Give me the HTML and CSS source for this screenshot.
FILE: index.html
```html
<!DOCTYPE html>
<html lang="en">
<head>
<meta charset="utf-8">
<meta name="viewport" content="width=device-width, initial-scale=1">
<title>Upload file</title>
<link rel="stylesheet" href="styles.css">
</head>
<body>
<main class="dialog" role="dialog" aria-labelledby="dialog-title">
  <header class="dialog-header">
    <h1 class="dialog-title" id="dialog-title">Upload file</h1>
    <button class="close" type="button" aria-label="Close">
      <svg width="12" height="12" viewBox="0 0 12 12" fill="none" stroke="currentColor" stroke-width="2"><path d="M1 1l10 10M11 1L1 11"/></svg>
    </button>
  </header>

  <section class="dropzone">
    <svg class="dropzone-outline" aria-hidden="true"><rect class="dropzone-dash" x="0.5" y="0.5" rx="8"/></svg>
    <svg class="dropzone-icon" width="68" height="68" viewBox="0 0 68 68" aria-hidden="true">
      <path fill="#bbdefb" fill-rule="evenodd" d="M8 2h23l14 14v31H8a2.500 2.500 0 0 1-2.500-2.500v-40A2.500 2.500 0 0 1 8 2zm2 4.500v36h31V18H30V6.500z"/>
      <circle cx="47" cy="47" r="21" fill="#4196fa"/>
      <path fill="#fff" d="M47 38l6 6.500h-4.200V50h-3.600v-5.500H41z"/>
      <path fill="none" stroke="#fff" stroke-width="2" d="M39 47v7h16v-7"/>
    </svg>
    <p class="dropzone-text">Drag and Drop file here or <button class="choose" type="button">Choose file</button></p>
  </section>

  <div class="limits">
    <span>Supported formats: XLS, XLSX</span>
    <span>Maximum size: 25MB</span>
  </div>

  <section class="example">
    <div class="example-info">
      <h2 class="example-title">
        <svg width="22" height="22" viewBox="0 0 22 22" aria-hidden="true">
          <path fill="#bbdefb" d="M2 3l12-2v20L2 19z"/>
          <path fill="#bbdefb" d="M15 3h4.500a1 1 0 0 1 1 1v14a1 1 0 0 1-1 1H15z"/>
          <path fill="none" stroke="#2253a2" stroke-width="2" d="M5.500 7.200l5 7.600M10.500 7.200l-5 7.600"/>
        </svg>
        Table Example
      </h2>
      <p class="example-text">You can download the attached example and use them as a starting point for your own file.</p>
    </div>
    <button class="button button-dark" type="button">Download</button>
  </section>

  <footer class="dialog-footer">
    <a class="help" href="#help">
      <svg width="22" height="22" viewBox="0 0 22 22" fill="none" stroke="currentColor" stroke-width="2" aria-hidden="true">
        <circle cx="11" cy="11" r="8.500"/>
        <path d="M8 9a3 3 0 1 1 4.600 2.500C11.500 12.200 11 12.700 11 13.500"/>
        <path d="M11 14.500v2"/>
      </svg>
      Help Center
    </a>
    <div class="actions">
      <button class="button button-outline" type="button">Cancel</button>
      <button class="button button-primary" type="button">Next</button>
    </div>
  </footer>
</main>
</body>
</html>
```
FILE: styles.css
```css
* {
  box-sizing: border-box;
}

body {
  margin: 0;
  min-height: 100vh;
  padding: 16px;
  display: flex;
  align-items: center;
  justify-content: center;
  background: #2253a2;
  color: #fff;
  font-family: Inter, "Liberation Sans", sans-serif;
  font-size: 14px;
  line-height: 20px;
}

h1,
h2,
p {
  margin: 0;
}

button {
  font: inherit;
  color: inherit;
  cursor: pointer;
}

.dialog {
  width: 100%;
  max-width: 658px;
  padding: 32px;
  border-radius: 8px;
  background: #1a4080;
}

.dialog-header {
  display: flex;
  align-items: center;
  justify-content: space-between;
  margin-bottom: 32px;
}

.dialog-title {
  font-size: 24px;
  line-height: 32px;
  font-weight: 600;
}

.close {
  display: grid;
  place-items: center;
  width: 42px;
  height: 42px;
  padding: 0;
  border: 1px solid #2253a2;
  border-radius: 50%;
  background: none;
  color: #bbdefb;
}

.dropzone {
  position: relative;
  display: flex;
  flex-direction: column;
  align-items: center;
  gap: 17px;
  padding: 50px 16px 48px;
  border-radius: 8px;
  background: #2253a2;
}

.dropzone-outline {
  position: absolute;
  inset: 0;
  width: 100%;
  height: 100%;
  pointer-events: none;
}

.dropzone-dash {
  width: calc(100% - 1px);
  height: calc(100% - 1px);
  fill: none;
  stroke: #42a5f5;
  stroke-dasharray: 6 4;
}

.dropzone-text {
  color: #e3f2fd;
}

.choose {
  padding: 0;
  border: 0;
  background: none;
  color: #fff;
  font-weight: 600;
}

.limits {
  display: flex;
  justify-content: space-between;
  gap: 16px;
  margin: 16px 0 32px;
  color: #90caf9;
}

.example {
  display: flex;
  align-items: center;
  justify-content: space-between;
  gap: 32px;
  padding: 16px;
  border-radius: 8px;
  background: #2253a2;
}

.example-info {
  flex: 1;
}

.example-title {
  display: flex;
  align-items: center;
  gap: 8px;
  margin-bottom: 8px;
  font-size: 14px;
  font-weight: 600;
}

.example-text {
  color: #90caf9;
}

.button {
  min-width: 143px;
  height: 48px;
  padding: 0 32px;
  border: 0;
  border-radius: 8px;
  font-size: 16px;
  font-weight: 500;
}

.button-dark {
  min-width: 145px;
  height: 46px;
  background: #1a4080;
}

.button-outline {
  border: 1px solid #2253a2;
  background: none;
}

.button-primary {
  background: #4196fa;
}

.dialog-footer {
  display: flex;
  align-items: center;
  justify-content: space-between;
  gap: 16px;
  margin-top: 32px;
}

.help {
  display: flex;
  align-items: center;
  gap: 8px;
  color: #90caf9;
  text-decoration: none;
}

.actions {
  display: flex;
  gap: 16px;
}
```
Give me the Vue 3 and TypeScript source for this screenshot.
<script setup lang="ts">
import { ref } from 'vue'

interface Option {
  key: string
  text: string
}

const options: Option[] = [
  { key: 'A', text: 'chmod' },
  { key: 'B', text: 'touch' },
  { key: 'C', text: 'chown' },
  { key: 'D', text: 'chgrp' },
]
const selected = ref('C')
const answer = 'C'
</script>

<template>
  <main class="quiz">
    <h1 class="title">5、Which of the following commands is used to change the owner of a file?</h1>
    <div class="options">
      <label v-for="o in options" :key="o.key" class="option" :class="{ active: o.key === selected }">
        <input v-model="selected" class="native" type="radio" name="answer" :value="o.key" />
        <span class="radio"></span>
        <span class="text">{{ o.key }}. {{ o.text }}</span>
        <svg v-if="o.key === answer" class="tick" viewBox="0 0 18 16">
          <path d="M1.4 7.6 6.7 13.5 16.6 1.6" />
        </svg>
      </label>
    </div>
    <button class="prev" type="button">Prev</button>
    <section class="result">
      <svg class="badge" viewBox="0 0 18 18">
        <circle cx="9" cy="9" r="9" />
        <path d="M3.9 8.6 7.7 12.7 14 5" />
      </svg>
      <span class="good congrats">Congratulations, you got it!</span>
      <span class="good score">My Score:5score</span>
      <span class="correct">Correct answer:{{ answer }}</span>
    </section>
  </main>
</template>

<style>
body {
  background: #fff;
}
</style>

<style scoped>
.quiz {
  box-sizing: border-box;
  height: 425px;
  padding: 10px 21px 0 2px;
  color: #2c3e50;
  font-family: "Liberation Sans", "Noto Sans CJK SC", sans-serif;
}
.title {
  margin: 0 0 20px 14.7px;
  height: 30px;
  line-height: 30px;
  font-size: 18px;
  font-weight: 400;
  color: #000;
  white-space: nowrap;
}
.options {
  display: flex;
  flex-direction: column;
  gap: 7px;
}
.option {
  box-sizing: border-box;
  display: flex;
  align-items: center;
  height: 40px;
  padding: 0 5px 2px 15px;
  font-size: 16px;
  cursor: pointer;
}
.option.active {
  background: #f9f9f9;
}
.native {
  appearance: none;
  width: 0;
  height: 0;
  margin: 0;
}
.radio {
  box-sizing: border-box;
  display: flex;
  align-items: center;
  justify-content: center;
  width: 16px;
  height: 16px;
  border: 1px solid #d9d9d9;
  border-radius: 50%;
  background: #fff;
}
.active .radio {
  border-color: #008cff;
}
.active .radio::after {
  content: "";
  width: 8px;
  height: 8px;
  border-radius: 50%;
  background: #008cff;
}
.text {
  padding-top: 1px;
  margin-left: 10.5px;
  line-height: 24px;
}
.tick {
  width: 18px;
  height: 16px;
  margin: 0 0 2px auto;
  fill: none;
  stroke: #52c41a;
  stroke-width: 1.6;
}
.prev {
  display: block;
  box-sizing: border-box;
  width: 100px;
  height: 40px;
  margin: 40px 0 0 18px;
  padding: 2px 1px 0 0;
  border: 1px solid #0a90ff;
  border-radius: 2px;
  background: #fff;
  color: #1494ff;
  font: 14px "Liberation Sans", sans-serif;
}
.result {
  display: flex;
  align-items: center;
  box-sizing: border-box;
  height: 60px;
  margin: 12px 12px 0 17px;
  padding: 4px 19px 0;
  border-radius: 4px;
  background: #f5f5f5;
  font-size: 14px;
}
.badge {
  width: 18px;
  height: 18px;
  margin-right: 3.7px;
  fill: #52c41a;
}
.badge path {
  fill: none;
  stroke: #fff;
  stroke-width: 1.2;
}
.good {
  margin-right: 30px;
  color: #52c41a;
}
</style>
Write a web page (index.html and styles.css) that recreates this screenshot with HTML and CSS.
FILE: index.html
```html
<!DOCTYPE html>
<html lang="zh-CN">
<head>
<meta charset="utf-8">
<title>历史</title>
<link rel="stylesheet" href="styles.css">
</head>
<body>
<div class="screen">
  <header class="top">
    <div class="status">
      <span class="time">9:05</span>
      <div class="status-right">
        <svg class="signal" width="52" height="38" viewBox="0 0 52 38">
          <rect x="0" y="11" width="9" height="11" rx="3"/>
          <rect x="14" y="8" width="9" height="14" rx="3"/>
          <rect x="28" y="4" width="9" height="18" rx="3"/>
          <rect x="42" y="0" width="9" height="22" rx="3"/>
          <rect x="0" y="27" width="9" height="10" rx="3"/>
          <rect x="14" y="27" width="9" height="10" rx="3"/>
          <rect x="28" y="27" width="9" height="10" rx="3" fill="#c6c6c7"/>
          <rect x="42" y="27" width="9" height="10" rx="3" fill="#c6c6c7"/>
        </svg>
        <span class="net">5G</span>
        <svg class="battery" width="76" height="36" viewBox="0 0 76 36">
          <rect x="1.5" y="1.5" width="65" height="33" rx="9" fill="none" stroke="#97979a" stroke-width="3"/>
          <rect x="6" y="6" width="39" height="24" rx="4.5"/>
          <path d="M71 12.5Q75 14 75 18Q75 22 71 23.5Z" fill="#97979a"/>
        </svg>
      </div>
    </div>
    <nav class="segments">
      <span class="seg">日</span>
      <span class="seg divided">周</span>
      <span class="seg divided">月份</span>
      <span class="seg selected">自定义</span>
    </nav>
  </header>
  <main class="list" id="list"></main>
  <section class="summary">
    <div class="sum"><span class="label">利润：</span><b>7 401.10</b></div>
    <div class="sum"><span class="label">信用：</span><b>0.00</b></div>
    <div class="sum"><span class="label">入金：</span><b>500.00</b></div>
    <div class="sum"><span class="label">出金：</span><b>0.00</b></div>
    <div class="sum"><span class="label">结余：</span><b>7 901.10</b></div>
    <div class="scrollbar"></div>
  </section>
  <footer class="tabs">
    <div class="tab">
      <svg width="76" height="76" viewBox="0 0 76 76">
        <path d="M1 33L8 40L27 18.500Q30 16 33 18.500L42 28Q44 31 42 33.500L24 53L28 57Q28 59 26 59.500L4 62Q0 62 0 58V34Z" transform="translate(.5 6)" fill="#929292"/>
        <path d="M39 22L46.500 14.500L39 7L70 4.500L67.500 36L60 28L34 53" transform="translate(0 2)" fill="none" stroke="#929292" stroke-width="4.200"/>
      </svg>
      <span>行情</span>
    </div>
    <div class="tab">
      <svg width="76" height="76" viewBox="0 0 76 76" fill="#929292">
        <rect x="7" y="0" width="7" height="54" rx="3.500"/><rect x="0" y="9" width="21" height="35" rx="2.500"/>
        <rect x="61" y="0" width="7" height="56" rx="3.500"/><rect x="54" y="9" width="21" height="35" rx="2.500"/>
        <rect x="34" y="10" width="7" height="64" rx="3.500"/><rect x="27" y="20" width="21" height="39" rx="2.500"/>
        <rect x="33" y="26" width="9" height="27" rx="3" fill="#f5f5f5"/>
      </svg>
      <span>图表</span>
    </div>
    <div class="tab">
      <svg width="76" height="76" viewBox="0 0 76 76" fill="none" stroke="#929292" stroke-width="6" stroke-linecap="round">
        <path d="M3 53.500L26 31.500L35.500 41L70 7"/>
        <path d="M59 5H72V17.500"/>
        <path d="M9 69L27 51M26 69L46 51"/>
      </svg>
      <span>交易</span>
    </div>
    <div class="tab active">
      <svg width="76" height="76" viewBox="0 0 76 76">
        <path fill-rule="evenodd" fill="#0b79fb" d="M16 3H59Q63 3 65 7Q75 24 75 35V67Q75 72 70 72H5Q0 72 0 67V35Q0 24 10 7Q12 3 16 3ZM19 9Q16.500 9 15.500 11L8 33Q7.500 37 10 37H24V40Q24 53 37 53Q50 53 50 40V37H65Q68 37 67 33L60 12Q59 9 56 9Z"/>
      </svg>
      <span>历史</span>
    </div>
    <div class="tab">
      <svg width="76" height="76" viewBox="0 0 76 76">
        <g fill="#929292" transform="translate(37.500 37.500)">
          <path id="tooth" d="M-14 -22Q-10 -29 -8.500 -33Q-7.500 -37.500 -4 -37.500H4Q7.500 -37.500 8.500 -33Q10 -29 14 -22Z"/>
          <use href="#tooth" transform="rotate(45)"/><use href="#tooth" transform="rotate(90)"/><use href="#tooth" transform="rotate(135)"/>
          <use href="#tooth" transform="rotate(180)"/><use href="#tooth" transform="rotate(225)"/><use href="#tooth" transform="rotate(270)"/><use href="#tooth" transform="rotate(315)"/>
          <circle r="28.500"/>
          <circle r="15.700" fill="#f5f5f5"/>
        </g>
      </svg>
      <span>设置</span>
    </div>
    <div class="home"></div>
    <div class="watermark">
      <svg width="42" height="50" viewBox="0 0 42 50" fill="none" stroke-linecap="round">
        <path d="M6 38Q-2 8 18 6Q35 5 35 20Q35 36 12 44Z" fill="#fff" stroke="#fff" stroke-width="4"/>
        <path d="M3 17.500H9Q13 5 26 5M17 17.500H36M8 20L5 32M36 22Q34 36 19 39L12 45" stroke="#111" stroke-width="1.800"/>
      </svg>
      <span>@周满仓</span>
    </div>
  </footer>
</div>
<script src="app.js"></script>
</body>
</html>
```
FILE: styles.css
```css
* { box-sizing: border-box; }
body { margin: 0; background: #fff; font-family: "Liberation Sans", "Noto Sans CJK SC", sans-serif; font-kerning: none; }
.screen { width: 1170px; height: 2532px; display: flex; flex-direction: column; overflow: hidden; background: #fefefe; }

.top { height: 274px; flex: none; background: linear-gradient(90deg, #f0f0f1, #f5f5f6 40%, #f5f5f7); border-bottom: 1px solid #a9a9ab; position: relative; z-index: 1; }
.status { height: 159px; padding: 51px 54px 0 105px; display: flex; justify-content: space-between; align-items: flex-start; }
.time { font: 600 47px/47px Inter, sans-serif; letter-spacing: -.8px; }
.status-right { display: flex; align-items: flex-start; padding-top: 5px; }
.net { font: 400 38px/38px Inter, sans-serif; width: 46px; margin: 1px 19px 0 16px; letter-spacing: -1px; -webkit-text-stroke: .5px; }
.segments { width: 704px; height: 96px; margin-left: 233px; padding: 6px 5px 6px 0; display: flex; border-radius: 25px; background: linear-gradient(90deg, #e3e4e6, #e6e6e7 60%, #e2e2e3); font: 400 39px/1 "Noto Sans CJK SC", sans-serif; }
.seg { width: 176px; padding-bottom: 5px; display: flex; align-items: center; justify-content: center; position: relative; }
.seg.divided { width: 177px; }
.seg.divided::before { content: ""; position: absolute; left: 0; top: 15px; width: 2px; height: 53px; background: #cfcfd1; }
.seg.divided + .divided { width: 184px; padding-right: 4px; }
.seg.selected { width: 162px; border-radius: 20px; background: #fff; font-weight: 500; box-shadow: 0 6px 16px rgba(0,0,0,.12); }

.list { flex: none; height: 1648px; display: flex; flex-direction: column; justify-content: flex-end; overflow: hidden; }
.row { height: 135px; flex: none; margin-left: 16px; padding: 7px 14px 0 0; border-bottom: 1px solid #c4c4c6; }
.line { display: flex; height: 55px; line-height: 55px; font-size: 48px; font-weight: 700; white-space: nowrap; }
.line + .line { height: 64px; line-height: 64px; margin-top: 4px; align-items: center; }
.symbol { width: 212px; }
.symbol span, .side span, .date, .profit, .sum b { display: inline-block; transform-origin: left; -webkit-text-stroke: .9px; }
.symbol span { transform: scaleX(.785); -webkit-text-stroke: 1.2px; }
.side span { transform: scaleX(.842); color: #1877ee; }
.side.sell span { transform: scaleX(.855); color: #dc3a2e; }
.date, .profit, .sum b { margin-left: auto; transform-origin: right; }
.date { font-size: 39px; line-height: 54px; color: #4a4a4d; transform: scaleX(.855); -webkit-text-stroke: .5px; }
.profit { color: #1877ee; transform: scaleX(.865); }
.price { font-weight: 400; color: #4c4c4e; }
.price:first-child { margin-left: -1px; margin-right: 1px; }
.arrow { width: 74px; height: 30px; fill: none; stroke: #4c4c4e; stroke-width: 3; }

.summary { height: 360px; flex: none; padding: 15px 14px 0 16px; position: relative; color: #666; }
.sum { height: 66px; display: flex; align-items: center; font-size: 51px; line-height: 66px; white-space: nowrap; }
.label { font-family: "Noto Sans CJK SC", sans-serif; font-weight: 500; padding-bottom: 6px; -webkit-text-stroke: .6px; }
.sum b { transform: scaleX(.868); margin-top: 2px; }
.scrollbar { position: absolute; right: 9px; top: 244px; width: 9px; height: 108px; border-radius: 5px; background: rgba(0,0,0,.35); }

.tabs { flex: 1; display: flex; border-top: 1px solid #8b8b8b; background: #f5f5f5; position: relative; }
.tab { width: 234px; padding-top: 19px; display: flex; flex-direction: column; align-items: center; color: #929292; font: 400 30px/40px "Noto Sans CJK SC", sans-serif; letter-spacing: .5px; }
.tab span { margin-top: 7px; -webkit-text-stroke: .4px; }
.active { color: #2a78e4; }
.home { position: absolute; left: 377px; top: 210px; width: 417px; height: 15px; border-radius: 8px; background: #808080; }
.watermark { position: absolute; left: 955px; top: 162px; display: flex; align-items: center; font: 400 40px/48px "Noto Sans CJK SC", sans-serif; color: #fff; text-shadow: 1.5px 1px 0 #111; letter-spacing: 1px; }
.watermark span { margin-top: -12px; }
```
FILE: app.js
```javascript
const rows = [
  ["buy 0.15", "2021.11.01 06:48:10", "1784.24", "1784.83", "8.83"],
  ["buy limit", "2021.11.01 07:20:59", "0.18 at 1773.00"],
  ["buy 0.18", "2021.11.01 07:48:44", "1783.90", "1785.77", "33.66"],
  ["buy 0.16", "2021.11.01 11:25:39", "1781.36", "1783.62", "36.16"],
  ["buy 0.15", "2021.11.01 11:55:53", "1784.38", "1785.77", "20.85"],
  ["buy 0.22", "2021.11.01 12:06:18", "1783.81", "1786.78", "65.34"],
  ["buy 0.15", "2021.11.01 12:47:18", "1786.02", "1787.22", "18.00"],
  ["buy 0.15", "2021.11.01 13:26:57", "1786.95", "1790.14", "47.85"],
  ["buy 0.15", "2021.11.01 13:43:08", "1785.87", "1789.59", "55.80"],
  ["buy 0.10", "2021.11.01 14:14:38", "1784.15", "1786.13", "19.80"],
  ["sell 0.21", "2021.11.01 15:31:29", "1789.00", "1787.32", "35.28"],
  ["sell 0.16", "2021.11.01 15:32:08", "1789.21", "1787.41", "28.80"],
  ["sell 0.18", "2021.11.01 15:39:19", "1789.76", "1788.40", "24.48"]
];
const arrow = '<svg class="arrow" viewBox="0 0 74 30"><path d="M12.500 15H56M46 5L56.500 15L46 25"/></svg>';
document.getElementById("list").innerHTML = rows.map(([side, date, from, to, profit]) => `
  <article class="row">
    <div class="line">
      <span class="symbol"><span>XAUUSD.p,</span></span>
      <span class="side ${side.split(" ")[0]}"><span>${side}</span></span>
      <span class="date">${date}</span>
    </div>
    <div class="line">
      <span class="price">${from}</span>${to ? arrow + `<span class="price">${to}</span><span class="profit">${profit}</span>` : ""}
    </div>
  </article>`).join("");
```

__YOUR TASK__:
Determine how many lines in the records contain "index", and reply with the number only.

__SOLUTION BELOW__:
4